Shoppers in the multi-level David Jones department store said they were hiding in changing rooms, and were receiving conflicting messages about when to evacuate the centre.
Thousands spilled on to the streets around the centre as they were evacuated, as multiple TV crews arrived.
Teams of heavily armed tactical response police units combed the shopping centre in search of a rumoured further attacker but ultimately ruled out that possibility.
Some shoppers hid in various levels of the complex, waiting to be evacuated.
One woman from the nearby suburb of Clovelly, who asked not to be named, told Guardian Australia: “We had to run and hide in a location on the floor, which turned out to be a storeroom.

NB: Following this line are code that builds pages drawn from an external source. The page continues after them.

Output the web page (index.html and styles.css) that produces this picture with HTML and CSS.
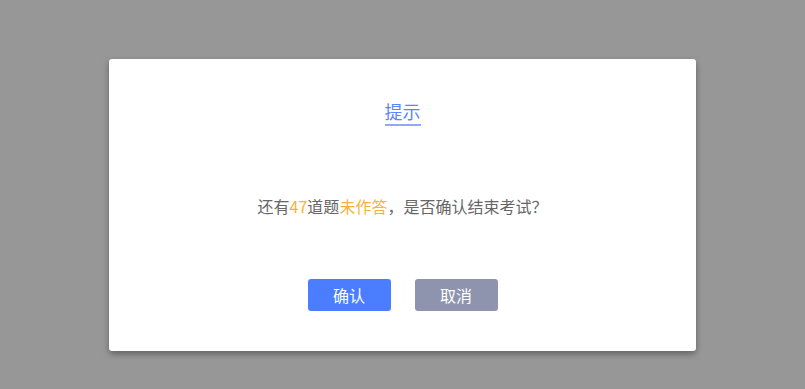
FILE: index.html
```html
<!DOCTYPE html>
<html lang="zh-CN">
<head>
<meta charset="utf-8">
<link rel="stylesheet" href="styles.css">
</head>
<body>
<div class="dialog">
  <div class="title-row"><span class="title">提示</span></div>
  <p class="message">还有<span class="hl">47</span>道题<span class="hl">未作答</span>，是否确认结束考试？</p>
  <div class="actions">
    <button class="btn btn-primary">确认</button>
    <button class="btn btn-cancel">取消</button>
  </div>
</div>
</body>
</html>
```
FILE: styles.css
```css
html, body {
  margin: 0;
  padding: 0;
  height: 100%;
}
body {
  background: #979797;
  font-family: "Microsoft YaHei", "Noto Sans CJK SC", sans-serif;
  overflow: hidden;
}
.dialog {
  width: 587px;
  height: 292px;
  margin: 59px 0 0 109px;
  background: #fff;
  border-radius: 3px;
  box-shadow: 0 3px 6px rgba(0, 0, 0, 0.35);
  box-sizing: border-box;
  padding-top: 40px;
  display: flex;
  flex-direction: column;
  align-items: center;
}
.title-row {
  display: flex;
  justify-content: center;
}
.title {
  font-size: 18px;
  line-height: 24px;
  color: #5b86f5;
  padding-bottom: 1px;
  border-bottom: 2px solid #8fa9f7;
}
.message {
  margin: 69px 0 0;
  font-family: "Noto Sans CJK TC", "Noto Sans CJK SC", sans-serif;
  font-size: 16px;
  line-height: 22px;
  color: #666;
  text-spacing-trim: space-all;
}
.hl {
  color: #f7b23b;
}
.actions {
  margin-top: 62px;
  display: flex;
  gap: 24px;
}
.btn {
  width: 83px;
  height: 32px;
  border: none;
  border-radius: 3px;
  color: #fff;
  font-family: inherit;
  font-size: 16px;
  padding: 0;
}
.btn-primary {
  background: #4a7dff;
}
.btn-cancel {
  background: #8e94ad;
}
```
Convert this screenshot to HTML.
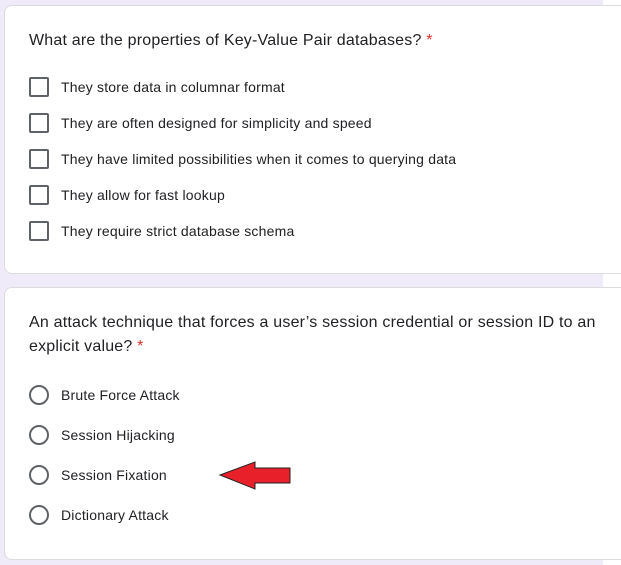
<!DOCTYPE html>
<html><head><style>
body{margin:0;width:621px;height:565px;background:#fff;font-family:"Liberation Sans",Arial,sans-serif;position:relative;overflow:hidden}
.bg{position:absolute;left:0;top:0;width:603px;height:565px;background:#f0ebf8}
.card{position:absolute;left:4px;width:640px;background:#fff;border:1px solid #dadce0;border-radius:8px}
.q{position:absolute;left:29px;font-size:16px;color:#202124;line-height:24px;letter-spacing:0.2px}
.q span{color:#d93025}
.opt{position:absolute;left:61px;font-size:14px;color:#202124;line-height:20px;transform:translateY(-10px);letter-spacing:0.2px}
.cb{position:absolute;left:29px;width:16px;height:16px;border:2px solid #5f6368;border-radius:2px;transform:translateY(-10px)}
.rb{position:absolute;left:29px;width:16px;height:16px;border:2px solid #5f6368;border-radius:50%;transform:translateY(-10px)}
</style></head><body>
<div class="bg"></div>
<div class="card" style="top:5px;height:267px"></div>
<div class="card" style="top:287px;height:271px"></div>
<div class="q" style="top:29px">What are the properties of Key-Value Pair databases? <span>*</span></div>
<div class="cb" style="top:87px"></div><div class="opt" style="top:87px">They store data in columnar format</div>
<div class="cb" style="top:123px"></div><div class="opt" style="top:123px">They are often designed for simplicity and speed</div>
<div class="cb" style="top:159px"></div><div class="opt" style="top:159px">They have limited possibilities when it comes to querying data</div>
<div class="cb" style="top:195px"></div><div class="opt" style="top:195px">They allow for fast lookup</div>
<div class="cb" style="top:231px"></div><div class="opt" style="top:231px">They require strict database schema</div>
<div class="q" style="top:311px;width:575px">An attack technique that forces a user’s session credential or session ID to an explicit value? <span>*</span></div>
<div class="rb" style="top:395px"></div><div class="opt" style="top:395px">Brute Force Attack</div>
<div class="rb" style="top:435px"></div><div class="opt" style="top:435px">Session Hijacking</div>
<div class="rb" style="top:475px"></div><div class="opt" style="top:475px">Session Fixation</div>
<div class="rb" style="top:515px"></div><div class="opt" style="top:515px">Dictionary Attack</div>
<svg style="position:absolute;left:0;top:0" width="621" height="565"><polygon points="220,475 255,462 255,468 290,468 290,483 255,483 255,489" fill="#e8202a" stroke="#222" stroke-width="1"/></svg>
</body></html>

“There would have been about 70 or 80 of us in there. We were told to keep our phones on silent and stay quiet. It was very hot in there.”
“There was quite a bit of confusion throughout the hour that we were in there, with some orders being to evacuate and other orders to stay put.
“At one stage we were evacuated and then told to run back inside. Staff did their best they could in the circumstances. Then we were told to evacuate and ran out of the centre.”
Jason, a shopper evacuated from the centre, told 9 News he had seen the alleged attacker with a “nice big blade”.
“Everyone started running toward the end of the building,” he said.
Jason said he had later witnessed police shoot the alleged attacker.
“She shot him,” he said. “When the copper shot him, she was giving him CPR.”
Roy Huberman was in a clothes shop changing room when he heard two shots, followed by fire alarms. Staff moved customers to the back of the shop and out of a back door, where he saw a huge emergency response. “We saw ambulances, about eight police cars, riot police, helicopters hovering from above,” Huberman said.
“Some young women were crying and they were saying that they spoke to a little girl who saw a dead body. I saw people running across Oxford Street and the police came and cordoned it off.”
Webb said the shopping centre would be closed on Sunday.